Human Papilloma Virus related Oropharyngeal Squamous Cell Carcinoma (HPV OPSCCa) has become the most common cause of OPSCCa, and the most common cause of HPV related cancers.  The Gardasil-9 vaccine against HPV has been approved by the Food and Drug Administration for the prevention of HPV OPSCCa.  Despite this, less than 50% of adolescents in the United States are fully vaccinated against this virus.


To develop a cancer prevention program targeted toward college students to increase the rates of HPV vaccination in this population.

Design, Setting, and Participants: The cancer center at a tertiary academic hospital partnered with college wellness peer educators.  A lecture on HPV related cancers and prevention with vaccination was developed, advertised for on campus, and was delivered on campus to an audience of college students. 

Methods: Initial education was provided to peer wellness educators, and advertisement was developed with their assistance that would be attractive and effective for college students.  A lecture was given to college students on campus.  A pre- and post-test was provided at the beginning and end of the lecture via QR code to evaluate usefulness and effectiveness.
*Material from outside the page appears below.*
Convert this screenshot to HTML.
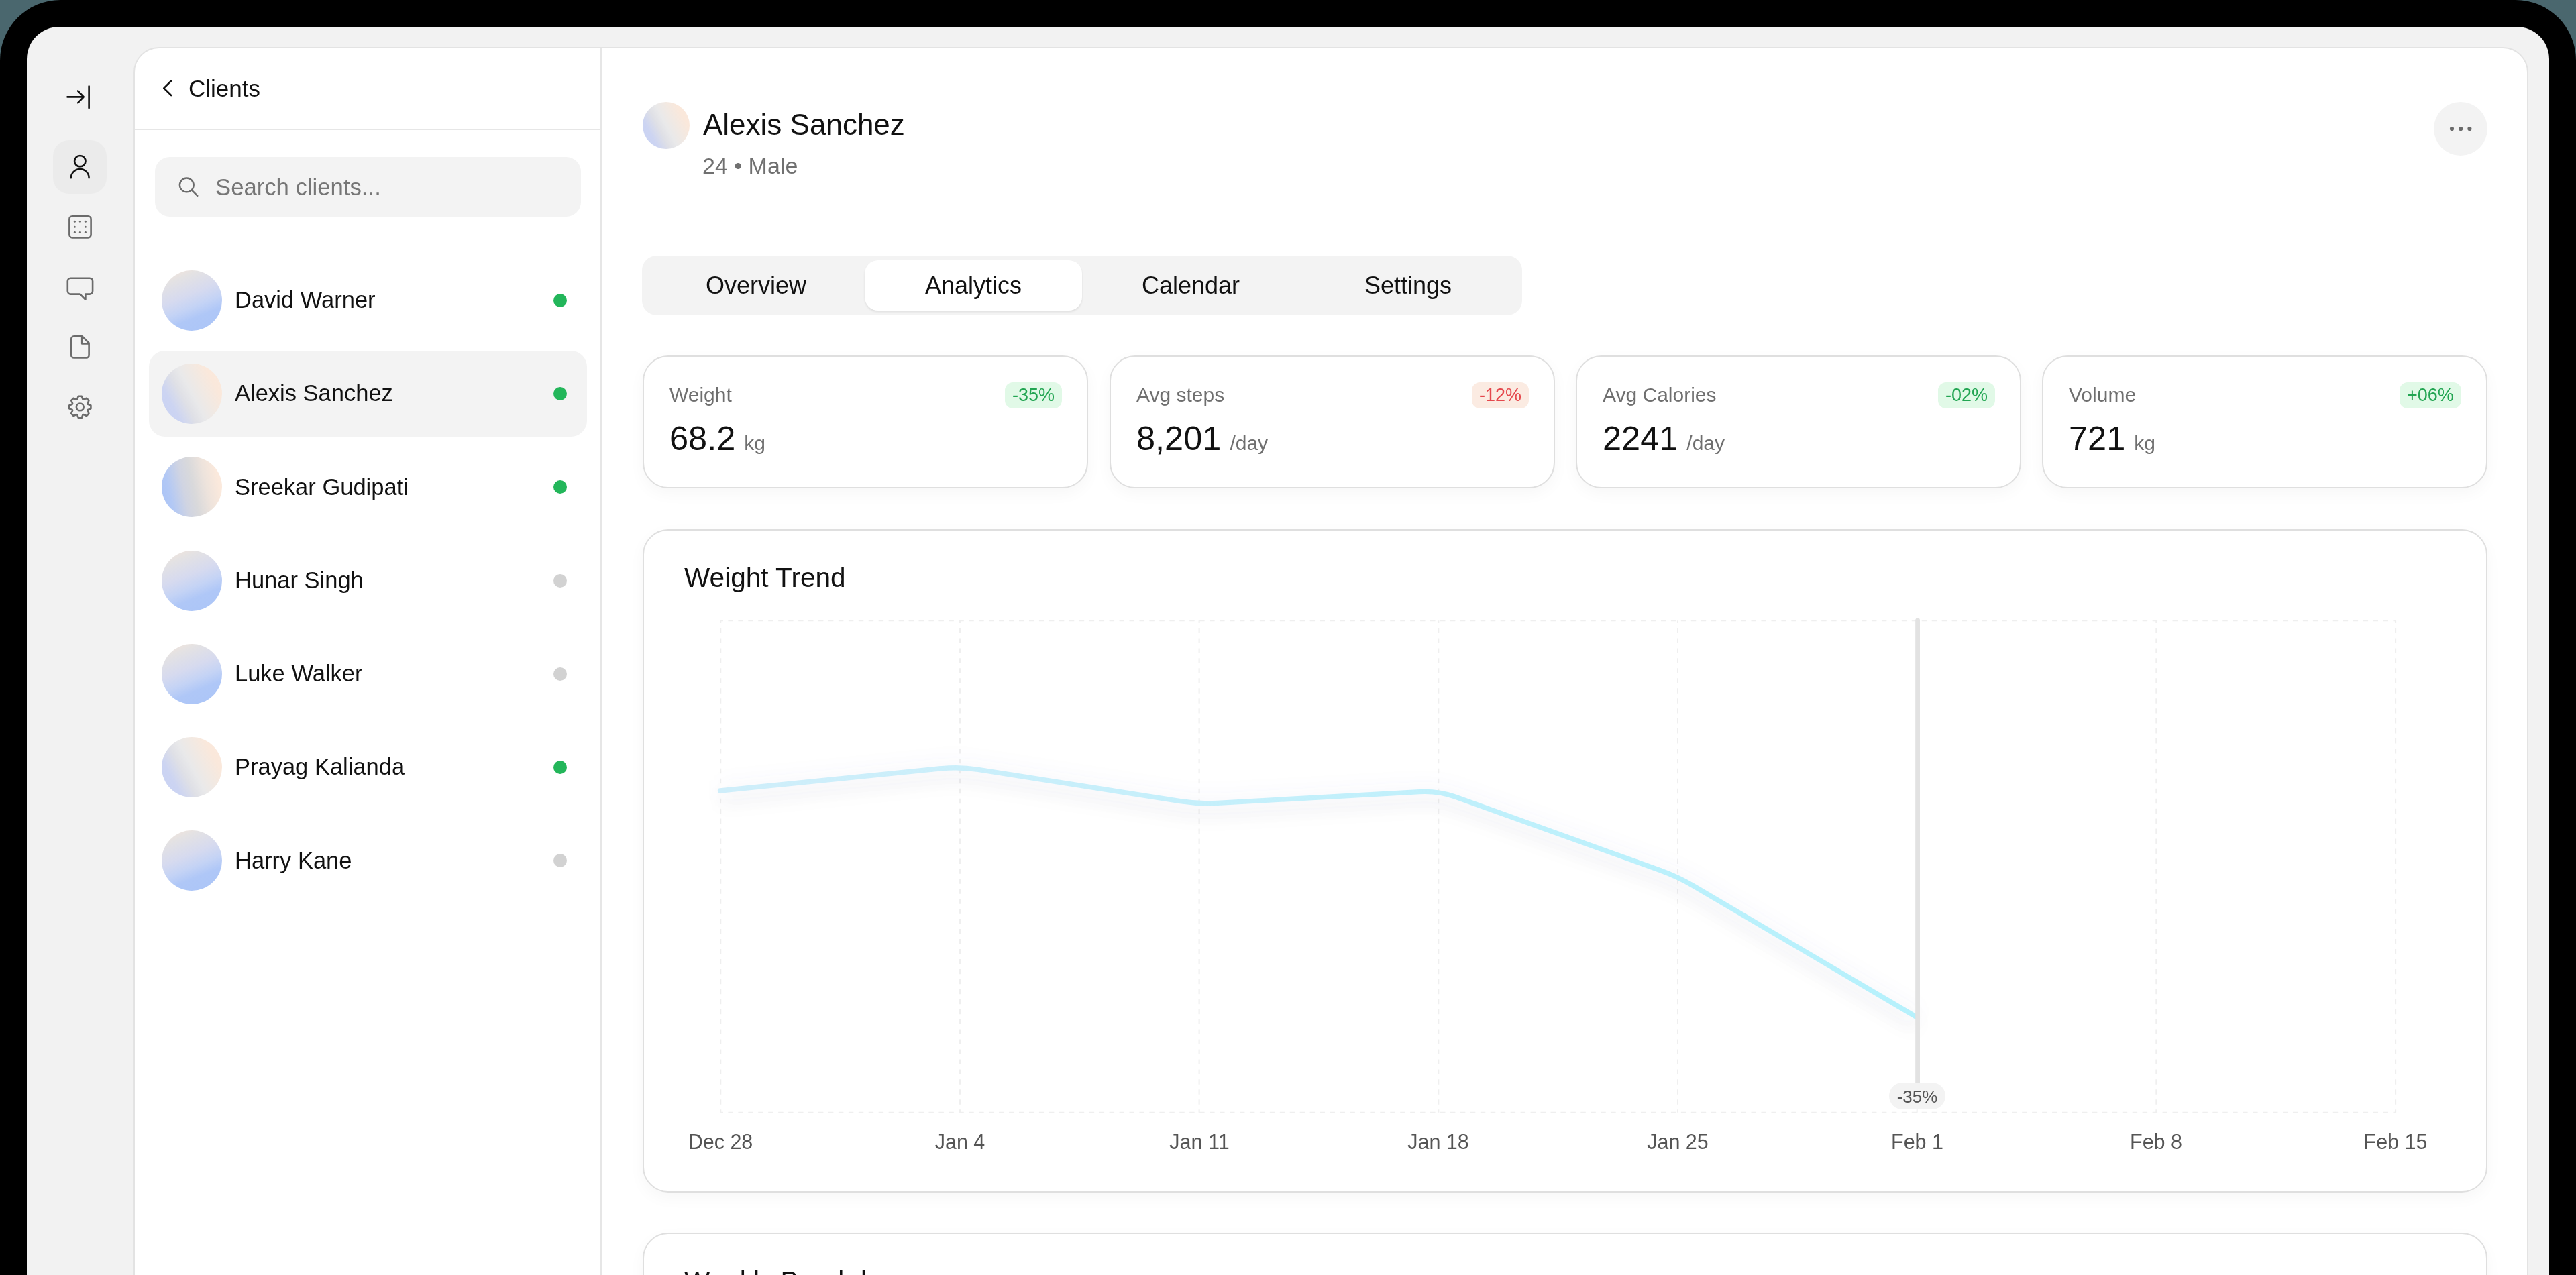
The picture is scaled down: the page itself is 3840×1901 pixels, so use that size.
<!DOCTYPE html>
<html><head><meta charset="utf-8"><title>Clients - Alexis Sanchez</title>
<style>
*{box-sizing:border-box;margin:0;padding:0}
html,body{width:3840px;height:1901px;overflow:hidden;-webkit-font-smoothing:antialiased;background:#4a676e;font-family:"Liberation Sans",sans-serif;color:#111}
.a{position:absolute}
.t{position:absolute;white-space:nowrap;line-height:1;will-change:transform}
#bezel{left:0;top:0;width:3840px;height:1901px;background:#000;border-radius:90px 90px 0 0}
#screen{left:40px;top:40px;width:3760px;height:1861px;background:#f2f2f2;border-radius:48px 48px 0 0}
#panel{left:199px;top:70px;width:3570px;height:1900px;background:#fff;border:2px solid #e3e3e3;border-radius:38px 38px 0 0}
.tile{left:79px;top:209px;width:80px;height:80px;border-radius:24px;background:#ebebeb}
.vline{left:895px;top:71px;width:3px;height:1840px;background:#e6e6e6}
.hline{left:201px;top:192px;width:694px;height:2px;background:#e6e6e6}
.search{left:231px;top:234px;width:635px;height:89px;border-radius:22px;background:#f3f3f3}
.row-sel{left:222px;top:523px;width:653px;height:128px;border-radius:24px;background:#f3f3f3}
.av{position:absolute;width:90px;height:90px;border-radius:50%}
.avA{background:linear-gradient(158deg,#f7e5d8 0%,#e4e2e3 18%,#d6daef 42%,#c4d3f5 58%,#afc7f7 72%,#abc5f7 100%)}
.avB{background:linear-gradient(62deg,#c8d2f4 0%,#ccd4f2 22%,#dfe0e6 38%,#e9e9ea 50%,#f1e9e3 64%,#fae8db 80%,#fbe9dd 100%)}
.avC{background:linear-gradient(78deg,#a8c2f7 0%,#b2c8f5 18%,#d0d4e2 38%,#d9d9db 52%,#ede3dc 70%,#fbe9dc 88%,#fbe9dd 100%)}
.name{font-size:34.5px;color:#111}
.dot{position:absolute;width:20px;height:20px;border-radius:50%}
.on{background:#23b65a}.off{background:#d2d2d2}
.tabs{left:957px;top:381px;width:1312px;height:89px;border-radius:22px;background:#f3f3f3}
.tab-act{left:1289px;top:388px;width:324px;height:75px;border-radius:20px;background:#fff;box-shadow:0 2px 3px rgba(0,0,0,0.09)}
.tab{font-size:36px;color:#111;width:324px;text-align:center}
.card{position:absolute;background:#fff;border:2px solid #dfdfdf;border-radius:38px;box-shadow:0 8px 24px rgba(0,0,0,0.035)}
.stat{top:530px;width:664px;height:198px}
.slabel{font-size:30px;color:#6f6f6f}
.sval{font-size:50.5px;color:#111}
.sunit{font-size:30px;color:#6f6f6f}
.badge{position:absolute;will-change:transform;top:38px;right:37px;height:39px;border-radius:12px;padding:0 11px;font-size:27px;line-height:39px;white-space:nowrap}
.bg{background:#e1f9e7;color:#22a552}
.br{background:#fbebe2;color:#e5484d}
.xl{font-size:30.5px;color:#555;width:200px;text-align:center}
</style></head><body>
<div id="bezel" class="a"></div>
<div id="screen" class="a"></div>
<div id="panel" class="a"></div>

<!-- sidebar -->
<div class="a tile"></div>
<svg class="a" style="left:0;top:0" width="200" height="700" viewBox="0 0 200 700">
 <g fill="none" stroke="#111" stroke-width="2.6" stroke-linecap="round" stroke-linejoin="round">
  <path d="M100.5 144.4H124.6M116.1 135.5L124.8 144.4L116.1 153.3M132.6 128.5V161"/>
  <circle cx="119.3" cy="240.2" r="8.2"/>
  <path d="M105.9 265.3A13.35 13.35 0 0 1 132.6 265.3"/>
 </g>
 <g fill="none" stroke="#6b6b6b" stroke-width="2.6" stroke-linecap="round" stroke-linejoin="round">
  <rect x="103.4" y="322.2" width="32.2" height="32.2" rx="4.4"/>
  <path d="M106 414.7H133.6A4.5 4.5 0 0 1 138.1 419.2V434.1A4.5 4.5 0 0 1 133.6 438.6H127.4V446.8L119.4 438.6H105.3A4.5 4.5 0 0 1 100.8 434.1V419.2A4.5 4.5 0 0 1 105.3 414.7Z"/>
  <path d="M110.2 501.4H122.5L132.6 511.5V529.4A4 4 0 0 1 128.6 533.4H110.2A4 4 0 0 1 106.2 529.4V505.4A4 4 0 0 1 110.2 501.4ZM122.2 501.6V512.4H132.4"/>
  <circle cx="119.3" cy="606.9" r="5.4"/>
 </g>
 <g fill="#6b6b6b">
  <circle cx="111.4" cy="330.3" r="1.5"/><circle cx="119.4" cy="330.3" r="1.5"/><circle cx="127.4" cy="330.3" r="1.5"/>
  <circle cx="111.4" cy="338.3" r="1.5"/><circle cx="127.4" cy="338.3" r="1.5"/>
  <circle cx="111.4" cy="346.2" r="1.5"/><circle cx="119.4" cy="346.2" r="1.5"/><circle cx="127.4" cy="346.2" r="1.5"/>
 </g>
 <path id="gear" fill="none" stroke="#6b6b6b" stroke-width="2.6" stroke-linejoin="round" d="M115.16 595.21L116.86 590.78L121.74 590.78L123.44 595.21L124.64 595.71L128.97 593.78L132.42 597.23L130.49 601.56L130.99 602.76L135.42 604.46L135.42 609.34L130.99 611.04L130.49 612.24L132.42 616.57L128.97 620.02L124.64 618.09L123.44 618.59L121.74 623.02L116.86 623.02L115.16 618.59L113.96 618.09L109.63 620.02L106.18 616.57L108.11 612.24L107.61 611.04L103.18 609.34L103.18 604.46L107.61 602.76L108.11 601.56L106.18 597.23L109.63 593.78L113.96 595.71Z"/>
</svg>

<!-- clients panel -->
<div class="a hline"></div>
<div class="a vline"></div>
<svg class="a" style="left:0;top:0" width="900" height="320" viewBox="0 0 900 320">
 <path d="M255.2 120.5L244.3 131.3L255.2 142.1" fill="none" stroke="#111" stroke-width="2.6" stroke-linecap="round" stroke-linejoin="round"/>
</svg>
<div class="t" style="left:281px;top:113.8px;font-size:35px;color:#111">Clients</div>
<div class="a search"></div>
<svg class="a" style="left:0;top:0" width="900" height="320" viewBox="0 0 900 320">
 <g fill="none" stroke="#6b6b6b" stroke-width="2.4" stroke-linecap="round">
  <circle cx="278.3" cy="275.9" r="10.4"/>
  <path d="M286.2 283.8L294.3 291.9"/>
 </g>
</svg>
<div class="t" style="left:320.5px;top:262px;font-size:34.7px;color:#767676">Search clients...</div>

<div class="a row-sel"></div>
<div class="av avA" style="left:241px;top:402.6px"></div><div class="t name" style="left:350px;top:429.9px">David Warner</div><div class="dot on" style="left:825.3px;top:437.6px"></div>
<div class="av avB" style="left:241px;top:541.9px"></div><div class="t name" style="left:350px;top:569.2px">Alexis Sanchez</div><div class="dot on" style="left:825.3px;top:576.9px"></div>
<div class="av avC" style="left:241px;top:681.2px"></div><div class="t name" style="left:350px;top:708.5px">Sreekar Gudipati</div><div class="dot on" style="left:825.3px;top:716.2px"></div>
<div class="av avA" style="left:241px;top:820.5px"></div><div class="t name" style="left:350px;top:847.8px">Hunar Singh</div><div class="dot off" style="left:825.3px;top:855.5px"></div>
<div class="av avA" style="left:241px;top:959.8px"></div><div class="t name" style="left:350px;top:987.1px">Luke Walker</div><div class="dot off" style="left:825.3px;top:994.8px"></div>
<div class="av avB" style="left:241px;top:1099.1px"></div><div class="t name" style="left:350px;top:1126.4px">Prayag Kalianda</div><div class="dot on" style="left:825.3px;top:1134.1px"></div>
<div class="av avA" style="left:241px;top:1238.4px"></div><div class="t name" style="left:350px;top:1265.7px">Harry Kane</div><div class="dot off" style="left:825.3px;top:1273.4px"></div>


<!-- main header -->
<div class="av avB" style="left:958px;top:152px;width:70px;height:70px"></div>
<div class="t" style="left:1048px;top:164.2px;font-size:44px;color:#111">Alexis Sanchez</div>
<div class="t" style="left:1046.5px;top:230.2px;font-size:34px;color:#707070">24 • Male</div>
<div class="a" style="left:3628px;top:152px;width:80px;height:80px;border-radius:50%;background:#f3f3f3"></div>
<svg class="a" style="left:3628px;top:152px" width="80" height="80" viewBox="0 0 80 80"><g fill="#6b6b6b"><circle cx="27" cy="40" r="3.1"/><circle cx="40.2" cy="40" r="3.1"/><circle cx="53.4" cy="40" r="3.1"/></g></svg>

<!-- tabs -->
<div class="a tabs"></div>
<div class="a tab-act"></div>
<div class="t tab" style="left:965px;top:407.9px">Overview</div>
<div class="t tab" style="left:1289px;top:407.9px">Analytics</div>
<div class="t tab" style="left:1613px;top:407.9px">Calendar</div>
<div class="t tab" style="left:1937px;top:407.9px">Settings</div>

<!-- stat cards -->
<div class="card stat" style="left:958px"><div class="t slabel" style="left:38px;top:41.6px">Weight</div><div class="t" style="left:38px;top:97.0px"><span class="sval">68.2</span><span class="sunit" style="margin-left:13px">kg</span></div><div class="badge bg">-35%</div></div>
<div class="card stat" style="left:1654px"><div class="t slabel" style="left:38px;top:41.6px">Avg steps</div><div class="t" style="left:38px;top:97.0px"><span class="sval">8,201</span><span class="sunit" style="margin-left:13px">/day</span></div><div class="badge br">-12%</div></div>
<div class="card stat" style="left:2349px"><div class="t slabel" style="left:38px;top:41.6px">Avg Calories</div><div class="t" style="left:38px;top:97.0px"><span class="sval">2241</span><span class="sunit" style="margin-left:13px">/day</span></div><div class="badge bg">-02%</div></div>
<div class="card stat" style="left:3044px"><div class="t slabel" style="left:38px;top:41.6px">Volume</div><div class="t" style="left:38px;top:97.0px"><span class="sval">721</span><span class="sunit" style="margin-left:13px">kg</span></div><div class="badge bg">+06%</div></div>


<!-- chart card -->
<div class="card" style="left:958px;top:789px;width:2750px;height:989px"></div>
<div class="t" style="left:1020px;top:840.6px;font-size:40.6px;color:#111">Weight Trend</div>
<svg class="a" style="left:0;top:0" width="3840" height="1800" viewBox="0 0 3840 1800"><g fill="none" stroke="#efefef" stroke-width="2.1" stroke-dasharray="7.476 7.476" stroke-dashoffset="3.738"><path d="M1074.2 925.3H3571.1M1074.2 1658.8H3571.1"/><path d="M1074.2 925.3V1658.8"/><path d="M1430.9 925.3V1658.8"/><path d="M1787.6 925.3V1658.8"/><path d="M2144.3 925.3V1658.8"/><path d="M2501.0 925.3V1658.8"/><path d="M2857.7 925.3V1658.8"/><path d="M3214.4 925.3V1658.8"/><path d="M3571.1 925.3V1658.8"/></g><defs><filter id="sh" x="-10%" y="-50%" width="120%" height="200%"><feGaussianBlur stdDeviation="13"/></filter><linearGradient id="lg" x1="1073" y1="0" x2="2858" y2="0" gradientUnits="userSpaceOnUse"><stop offset="0" stop-color="#cfeefa"/><stop offset="1" stop-color="#b6f1fc"/></linearGradient></defs><path d="M1073.5 1179L1402.5 1145.8Q1430.4 1143 1458.1 1147.3L1759.5 1194.7Q1787.2 1199 1815.2 1197.4L2116.1 1180.6Q2144.1 1179 2170.5 1188.5L2474.6 1297.5Q2501 1307 2525.1 1321.2L2857.8 1517" fill="none" stroke="rgba(90,140,230,0.025)" stroke-width="30" filter="url(#sh)"/><path d="M1073.5 1179L1402.5 1145.8Q1430.4 1143 1458.1 1147.3L1759.5 1194.7Q1787.2 1199 1815.2 1197.4L2116.1 1180.6Q2144.1 1179 2170.5 1188.5L2474.6 1297.5Q2501 1307 2525.1 1321.2L2857.8 1517" transform="translate(0,13)" fill="none" stroke="rgba(20,30,60,0.035)" stroke-width="18" filter="url(#sh)"/><path d="M1073.5 1179L1402.5 1145.8Q1430.4 1143 1458.1 1147.3L1759.5 1194.7Q1787.2 1199 1815.2 1197.4L2116.1 1180.6Q2144.1 1179 2170.5 1188.5L2474.6 1297.5Q2501 1307 2525.1 1321.2L2857.8 1517" fill="none" stroke="url(#lg)" stroke-width="7.4" stroke-linecap="round" stroke-linejoin="round"/><path d="M2858.6 924.8V1614" stroke="#e2e2e2" stroke-width="6.8" stroke-linecap="round"/></svg>
<div class="t xl" style="left:974.2px;top:1687.2px">Dec 28</div><div class="t xl" style="left:1330.9px;top:1687.2px">Jan 4</div><div class="t xl" style="left:1687.6px;top:1687.2px">Jan 11</div><div class="t xl" style="left:2044.3px;top:1687.2px">Jan 18</div><div class="t xl" style="left:2401.0px;top:1687.2px">Jan 25</div><div class="t xl" style="left:2757.7px;top:1687.2px">Feb 1</div><div class="t xl" style="left:3114.4px;top:1687.2px">Feb 8</div><div class="t xl" style="left:3471.1px;top:1687.2px">Feb 15</div><div class="a" style="left:2815.7px;top:1614px;width:84px;height:40px;border-radius:20px;background:#f3f3f3"></div><div class="t" style="left:2757.8px;top:1622.0px;width:200px;text-align:center;font-size:26px;color:#555">-35%</div>

<!-- weekly card -->
<div class="card" style="left:958px;top:1838px;width:2750px;height:400px"></div>
<div class="t" style="left:1020px;top:1890px;font-size:40.6px;color:#111">Weekly Breakdown</div>


</body></html>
Results: Forty-six students attended the lecture.  One-third (32.6%) of attendees were either not vaccinated, or unsure of their vaccine status.  Only Two-thirds (67.4%) of the attendees knew that HPV could cause cancer.  After the lecture, 100% of attendees knew that HPV can cause cancer, and 100% also knew that HPV related cancers can be prevented.  Of those who were unvaccinated, 74.4% reported that they planned to get vaccinated against the disease as a result of the lecture.

Conclusions: Educational lectures on HPV vaccination can be an effective means of cancer prevention in the college student population.